Find every line in the records below that holds the word "screenshot", and copy it out.
— begin Input for this task —
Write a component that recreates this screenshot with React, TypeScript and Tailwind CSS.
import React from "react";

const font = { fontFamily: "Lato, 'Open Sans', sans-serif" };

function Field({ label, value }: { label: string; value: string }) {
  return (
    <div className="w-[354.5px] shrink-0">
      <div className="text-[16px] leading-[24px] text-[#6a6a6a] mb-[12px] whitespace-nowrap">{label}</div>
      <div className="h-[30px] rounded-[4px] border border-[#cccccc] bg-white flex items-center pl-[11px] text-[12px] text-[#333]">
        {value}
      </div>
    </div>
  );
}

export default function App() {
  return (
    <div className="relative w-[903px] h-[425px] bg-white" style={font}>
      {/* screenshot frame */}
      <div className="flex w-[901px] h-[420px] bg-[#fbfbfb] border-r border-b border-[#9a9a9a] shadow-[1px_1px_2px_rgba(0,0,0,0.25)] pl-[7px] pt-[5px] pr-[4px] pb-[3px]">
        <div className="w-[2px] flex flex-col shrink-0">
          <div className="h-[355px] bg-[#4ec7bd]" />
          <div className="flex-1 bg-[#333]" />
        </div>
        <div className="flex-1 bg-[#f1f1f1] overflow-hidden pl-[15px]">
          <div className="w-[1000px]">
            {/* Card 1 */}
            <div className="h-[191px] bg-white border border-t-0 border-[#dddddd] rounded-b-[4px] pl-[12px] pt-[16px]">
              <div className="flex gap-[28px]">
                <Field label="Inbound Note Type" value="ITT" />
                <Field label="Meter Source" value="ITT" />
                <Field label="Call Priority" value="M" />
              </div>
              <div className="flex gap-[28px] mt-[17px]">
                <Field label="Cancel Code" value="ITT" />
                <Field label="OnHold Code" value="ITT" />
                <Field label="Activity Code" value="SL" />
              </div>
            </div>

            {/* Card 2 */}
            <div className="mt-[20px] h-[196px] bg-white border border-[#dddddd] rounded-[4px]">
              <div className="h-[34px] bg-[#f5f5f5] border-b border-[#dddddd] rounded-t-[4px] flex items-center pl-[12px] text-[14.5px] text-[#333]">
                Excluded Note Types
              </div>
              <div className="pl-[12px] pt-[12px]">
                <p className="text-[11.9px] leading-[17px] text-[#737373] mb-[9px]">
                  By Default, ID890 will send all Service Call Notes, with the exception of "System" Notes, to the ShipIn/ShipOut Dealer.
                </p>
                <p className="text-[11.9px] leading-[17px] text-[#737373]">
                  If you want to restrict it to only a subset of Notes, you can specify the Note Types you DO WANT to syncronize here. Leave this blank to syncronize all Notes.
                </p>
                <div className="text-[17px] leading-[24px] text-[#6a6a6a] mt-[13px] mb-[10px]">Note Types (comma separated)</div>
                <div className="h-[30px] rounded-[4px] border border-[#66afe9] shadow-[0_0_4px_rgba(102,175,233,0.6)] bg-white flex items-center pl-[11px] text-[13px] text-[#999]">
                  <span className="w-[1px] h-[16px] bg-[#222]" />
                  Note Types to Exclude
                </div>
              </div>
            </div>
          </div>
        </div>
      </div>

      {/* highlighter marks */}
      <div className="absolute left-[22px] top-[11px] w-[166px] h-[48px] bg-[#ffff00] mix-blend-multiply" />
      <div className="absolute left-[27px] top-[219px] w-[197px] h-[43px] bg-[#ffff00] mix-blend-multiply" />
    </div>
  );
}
— end Input for this task —
— begin Input for this task —
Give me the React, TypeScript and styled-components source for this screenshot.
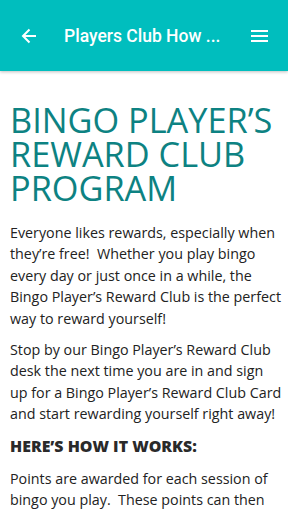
— end Input for this task —
— begin Input for this task —
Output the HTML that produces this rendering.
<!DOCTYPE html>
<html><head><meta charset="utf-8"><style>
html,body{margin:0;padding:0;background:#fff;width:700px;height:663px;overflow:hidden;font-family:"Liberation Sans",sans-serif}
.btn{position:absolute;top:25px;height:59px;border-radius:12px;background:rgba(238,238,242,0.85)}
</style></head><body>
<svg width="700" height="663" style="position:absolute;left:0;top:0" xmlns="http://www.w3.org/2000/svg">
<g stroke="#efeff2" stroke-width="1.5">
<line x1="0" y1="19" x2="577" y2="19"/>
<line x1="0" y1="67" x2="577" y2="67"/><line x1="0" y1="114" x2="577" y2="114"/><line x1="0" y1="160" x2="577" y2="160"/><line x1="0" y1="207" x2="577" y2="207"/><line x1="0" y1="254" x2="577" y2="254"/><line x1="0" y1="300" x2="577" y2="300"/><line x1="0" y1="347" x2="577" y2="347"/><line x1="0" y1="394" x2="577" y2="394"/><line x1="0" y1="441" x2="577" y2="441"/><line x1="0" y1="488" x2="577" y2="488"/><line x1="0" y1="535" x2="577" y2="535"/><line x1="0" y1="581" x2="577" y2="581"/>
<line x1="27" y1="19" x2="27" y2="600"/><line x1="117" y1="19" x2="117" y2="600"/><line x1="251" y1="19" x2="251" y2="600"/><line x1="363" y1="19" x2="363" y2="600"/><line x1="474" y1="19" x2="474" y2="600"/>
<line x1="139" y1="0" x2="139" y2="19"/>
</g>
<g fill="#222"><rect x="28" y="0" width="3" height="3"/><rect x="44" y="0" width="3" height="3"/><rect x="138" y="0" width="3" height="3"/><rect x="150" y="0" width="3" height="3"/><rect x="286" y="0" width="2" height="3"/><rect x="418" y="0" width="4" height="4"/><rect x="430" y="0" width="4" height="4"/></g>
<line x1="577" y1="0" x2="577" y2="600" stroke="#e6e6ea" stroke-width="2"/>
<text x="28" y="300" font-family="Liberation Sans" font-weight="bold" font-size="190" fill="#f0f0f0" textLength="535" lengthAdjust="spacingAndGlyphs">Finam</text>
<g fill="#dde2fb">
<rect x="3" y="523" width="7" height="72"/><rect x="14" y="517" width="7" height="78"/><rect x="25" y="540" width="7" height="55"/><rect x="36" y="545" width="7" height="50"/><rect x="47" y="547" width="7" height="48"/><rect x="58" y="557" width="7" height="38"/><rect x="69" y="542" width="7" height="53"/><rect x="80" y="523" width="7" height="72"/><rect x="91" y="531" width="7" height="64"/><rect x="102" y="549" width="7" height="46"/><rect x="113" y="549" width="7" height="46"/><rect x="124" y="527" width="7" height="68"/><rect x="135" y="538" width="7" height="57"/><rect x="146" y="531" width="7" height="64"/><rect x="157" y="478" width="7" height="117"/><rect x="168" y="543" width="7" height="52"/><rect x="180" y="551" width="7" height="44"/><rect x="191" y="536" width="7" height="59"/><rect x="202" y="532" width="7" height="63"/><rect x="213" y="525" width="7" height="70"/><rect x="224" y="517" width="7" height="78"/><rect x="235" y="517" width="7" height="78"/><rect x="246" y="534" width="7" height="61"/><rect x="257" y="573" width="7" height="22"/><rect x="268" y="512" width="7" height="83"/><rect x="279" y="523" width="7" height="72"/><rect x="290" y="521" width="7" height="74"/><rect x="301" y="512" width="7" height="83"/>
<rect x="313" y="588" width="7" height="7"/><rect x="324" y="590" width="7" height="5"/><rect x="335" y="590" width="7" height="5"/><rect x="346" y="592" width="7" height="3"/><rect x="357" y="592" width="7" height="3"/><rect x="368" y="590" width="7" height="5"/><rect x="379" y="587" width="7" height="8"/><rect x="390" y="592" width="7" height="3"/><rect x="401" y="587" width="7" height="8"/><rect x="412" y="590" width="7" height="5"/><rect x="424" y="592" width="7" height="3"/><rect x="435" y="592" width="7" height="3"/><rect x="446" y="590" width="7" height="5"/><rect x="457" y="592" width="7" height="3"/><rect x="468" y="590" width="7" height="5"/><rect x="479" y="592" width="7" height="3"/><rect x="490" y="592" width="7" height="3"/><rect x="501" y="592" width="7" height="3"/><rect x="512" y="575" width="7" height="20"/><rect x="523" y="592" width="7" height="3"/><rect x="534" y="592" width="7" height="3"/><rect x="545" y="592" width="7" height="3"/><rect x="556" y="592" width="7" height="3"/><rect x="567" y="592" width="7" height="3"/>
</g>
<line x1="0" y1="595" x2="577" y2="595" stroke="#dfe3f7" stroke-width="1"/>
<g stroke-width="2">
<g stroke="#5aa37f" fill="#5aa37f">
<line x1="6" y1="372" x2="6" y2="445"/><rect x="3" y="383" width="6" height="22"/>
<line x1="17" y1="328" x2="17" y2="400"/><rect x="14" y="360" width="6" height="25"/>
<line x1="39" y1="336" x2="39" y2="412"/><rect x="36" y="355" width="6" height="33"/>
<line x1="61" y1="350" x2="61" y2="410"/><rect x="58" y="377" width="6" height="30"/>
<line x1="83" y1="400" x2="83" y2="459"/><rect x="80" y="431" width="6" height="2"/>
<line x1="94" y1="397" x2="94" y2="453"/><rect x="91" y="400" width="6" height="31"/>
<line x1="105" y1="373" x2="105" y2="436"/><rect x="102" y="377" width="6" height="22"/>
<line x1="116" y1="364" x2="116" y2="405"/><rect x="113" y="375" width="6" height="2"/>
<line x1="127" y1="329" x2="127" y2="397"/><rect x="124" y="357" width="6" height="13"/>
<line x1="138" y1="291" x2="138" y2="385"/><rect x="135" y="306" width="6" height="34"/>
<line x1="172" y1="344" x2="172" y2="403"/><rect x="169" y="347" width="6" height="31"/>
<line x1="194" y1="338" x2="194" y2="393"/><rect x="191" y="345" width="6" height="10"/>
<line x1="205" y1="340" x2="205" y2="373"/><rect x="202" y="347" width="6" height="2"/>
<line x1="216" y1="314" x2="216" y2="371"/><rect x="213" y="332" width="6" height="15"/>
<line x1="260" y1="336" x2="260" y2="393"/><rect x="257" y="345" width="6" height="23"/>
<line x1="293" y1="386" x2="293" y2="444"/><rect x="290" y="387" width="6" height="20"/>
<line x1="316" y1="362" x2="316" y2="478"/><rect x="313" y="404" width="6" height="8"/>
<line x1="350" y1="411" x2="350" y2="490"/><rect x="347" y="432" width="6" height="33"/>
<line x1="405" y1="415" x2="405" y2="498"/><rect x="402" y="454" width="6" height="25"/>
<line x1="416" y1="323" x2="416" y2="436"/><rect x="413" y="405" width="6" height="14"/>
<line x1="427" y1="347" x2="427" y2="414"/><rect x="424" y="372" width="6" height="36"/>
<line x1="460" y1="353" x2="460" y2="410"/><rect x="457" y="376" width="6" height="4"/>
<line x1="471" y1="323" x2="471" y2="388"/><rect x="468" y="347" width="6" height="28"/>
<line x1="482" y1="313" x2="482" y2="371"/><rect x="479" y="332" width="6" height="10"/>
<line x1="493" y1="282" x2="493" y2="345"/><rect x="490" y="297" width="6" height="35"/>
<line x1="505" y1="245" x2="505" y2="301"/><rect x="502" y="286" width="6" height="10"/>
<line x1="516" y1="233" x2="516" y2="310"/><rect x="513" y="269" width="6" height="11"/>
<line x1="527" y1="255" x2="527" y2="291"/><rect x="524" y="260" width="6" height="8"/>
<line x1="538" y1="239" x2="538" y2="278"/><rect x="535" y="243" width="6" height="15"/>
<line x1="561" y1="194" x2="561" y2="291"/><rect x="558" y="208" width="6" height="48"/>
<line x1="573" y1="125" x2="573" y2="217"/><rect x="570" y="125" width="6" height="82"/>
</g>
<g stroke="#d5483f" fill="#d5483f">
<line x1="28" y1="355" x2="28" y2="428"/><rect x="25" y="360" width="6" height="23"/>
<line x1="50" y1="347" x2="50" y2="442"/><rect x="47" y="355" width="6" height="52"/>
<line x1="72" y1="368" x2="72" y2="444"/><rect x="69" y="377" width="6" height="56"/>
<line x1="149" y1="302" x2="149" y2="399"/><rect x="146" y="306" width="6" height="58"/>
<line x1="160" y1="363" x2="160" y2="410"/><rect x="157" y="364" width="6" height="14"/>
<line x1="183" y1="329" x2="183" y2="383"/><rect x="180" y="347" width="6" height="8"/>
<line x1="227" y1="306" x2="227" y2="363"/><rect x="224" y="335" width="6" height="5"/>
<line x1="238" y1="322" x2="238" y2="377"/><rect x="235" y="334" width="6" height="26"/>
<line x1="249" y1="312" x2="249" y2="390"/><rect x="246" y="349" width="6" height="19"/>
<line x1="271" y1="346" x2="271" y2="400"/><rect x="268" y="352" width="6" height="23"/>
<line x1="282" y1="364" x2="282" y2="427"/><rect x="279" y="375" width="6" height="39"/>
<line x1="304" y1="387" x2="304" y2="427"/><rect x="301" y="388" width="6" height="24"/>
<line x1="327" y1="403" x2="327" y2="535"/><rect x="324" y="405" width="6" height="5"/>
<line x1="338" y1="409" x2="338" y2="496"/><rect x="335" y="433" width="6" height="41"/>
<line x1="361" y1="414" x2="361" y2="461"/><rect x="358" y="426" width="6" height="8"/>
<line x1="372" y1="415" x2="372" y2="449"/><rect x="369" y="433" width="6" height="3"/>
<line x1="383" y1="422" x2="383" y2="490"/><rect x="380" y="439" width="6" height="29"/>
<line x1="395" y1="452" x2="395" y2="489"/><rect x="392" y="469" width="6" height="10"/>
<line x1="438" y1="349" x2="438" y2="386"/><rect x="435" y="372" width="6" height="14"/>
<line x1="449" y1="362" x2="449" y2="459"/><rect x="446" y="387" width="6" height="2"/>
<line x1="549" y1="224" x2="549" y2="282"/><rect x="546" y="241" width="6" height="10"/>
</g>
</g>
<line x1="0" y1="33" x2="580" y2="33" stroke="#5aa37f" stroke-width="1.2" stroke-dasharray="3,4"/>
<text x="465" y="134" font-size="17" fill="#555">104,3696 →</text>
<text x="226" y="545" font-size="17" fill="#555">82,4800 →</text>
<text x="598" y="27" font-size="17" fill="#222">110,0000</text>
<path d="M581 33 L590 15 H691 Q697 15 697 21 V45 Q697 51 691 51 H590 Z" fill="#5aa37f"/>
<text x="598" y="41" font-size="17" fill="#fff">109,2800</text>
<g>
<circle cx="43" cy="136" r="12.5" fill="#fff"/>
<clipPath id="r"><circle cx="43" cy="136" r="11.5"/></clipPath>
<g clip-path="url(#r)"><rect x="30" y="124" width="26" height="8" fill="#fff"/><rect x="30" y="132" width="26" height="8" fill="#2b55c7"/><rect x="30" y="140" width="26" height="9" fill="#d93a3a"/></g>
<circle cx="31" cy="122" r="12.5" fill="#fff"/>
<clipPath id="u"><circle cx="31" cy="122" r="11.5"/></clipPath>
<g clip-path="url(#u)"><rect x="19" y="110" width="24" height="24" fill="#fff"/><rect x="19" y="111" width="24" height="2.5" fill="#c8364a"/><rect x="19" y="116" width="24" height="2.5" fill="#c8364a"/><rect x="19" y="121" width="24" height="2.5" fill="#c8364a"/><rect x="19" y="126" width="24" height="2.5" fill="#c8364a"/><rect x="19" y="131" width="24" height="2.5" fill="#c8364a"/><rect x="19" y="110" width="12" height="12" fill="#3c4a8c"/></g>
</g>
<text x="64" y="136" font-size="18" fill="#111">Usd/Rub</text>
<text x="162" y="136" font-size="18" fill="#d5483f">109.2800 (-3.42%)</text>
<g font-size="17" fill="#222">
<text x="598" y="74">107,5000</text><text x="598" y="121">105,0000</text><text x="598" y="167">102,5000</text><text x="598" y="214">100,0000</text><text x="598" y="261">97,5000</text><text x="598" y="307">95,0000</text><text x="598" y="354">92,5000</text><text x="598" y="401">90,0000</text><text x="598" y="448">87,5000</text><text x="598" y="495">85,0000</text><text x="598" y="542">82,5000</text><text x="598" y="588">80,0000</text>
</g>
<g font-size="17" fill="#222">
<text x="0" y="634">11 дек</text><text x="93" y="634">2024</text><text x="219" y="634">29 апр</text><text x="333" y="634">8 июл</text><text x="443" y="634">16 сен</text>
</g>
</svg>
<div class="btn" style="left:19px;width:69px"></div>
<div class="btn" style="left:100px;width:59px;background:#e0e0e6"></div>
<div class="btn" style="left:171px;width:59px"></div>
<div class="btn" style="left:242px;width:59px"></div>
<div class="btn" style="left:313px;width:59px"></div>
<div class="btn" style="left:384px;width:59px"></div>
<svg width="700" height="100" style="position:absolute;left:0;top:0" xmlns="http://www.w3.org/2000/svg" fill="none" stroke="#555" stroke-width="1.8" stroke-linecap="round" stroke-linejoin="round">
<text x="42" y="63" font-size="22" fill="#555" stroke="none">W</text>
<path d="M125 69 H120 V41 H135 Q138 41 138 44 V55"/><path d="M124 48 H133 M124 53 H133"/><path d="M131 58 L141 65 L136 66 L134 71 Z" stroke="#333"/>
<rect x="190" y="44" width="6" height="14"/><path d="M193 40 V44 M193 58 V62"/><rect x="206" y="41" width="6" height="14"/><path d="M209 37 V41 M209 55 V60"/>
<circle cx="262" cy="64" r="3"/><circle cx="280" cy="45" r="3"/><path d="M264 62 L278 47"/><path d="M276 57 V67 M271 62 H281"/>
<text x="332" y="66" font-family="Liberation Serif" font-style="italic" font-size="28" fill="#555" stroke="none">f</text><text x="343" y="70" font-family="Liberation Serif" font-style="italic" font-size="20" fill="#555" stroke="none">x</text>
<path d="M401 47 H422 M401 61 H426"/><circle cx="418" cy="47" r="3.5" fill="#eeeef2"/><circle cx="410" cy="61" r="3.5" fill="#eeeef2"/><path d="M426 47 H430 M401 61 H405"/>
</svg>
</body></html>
— end Input for this task —
→ **Task result**
Write a component that recreates this screenshot with React, TypeScript and Tailwind CSS.
      {/* screenshot frame */}
Give me the React, TypeScript and styled-components source for this screenshot.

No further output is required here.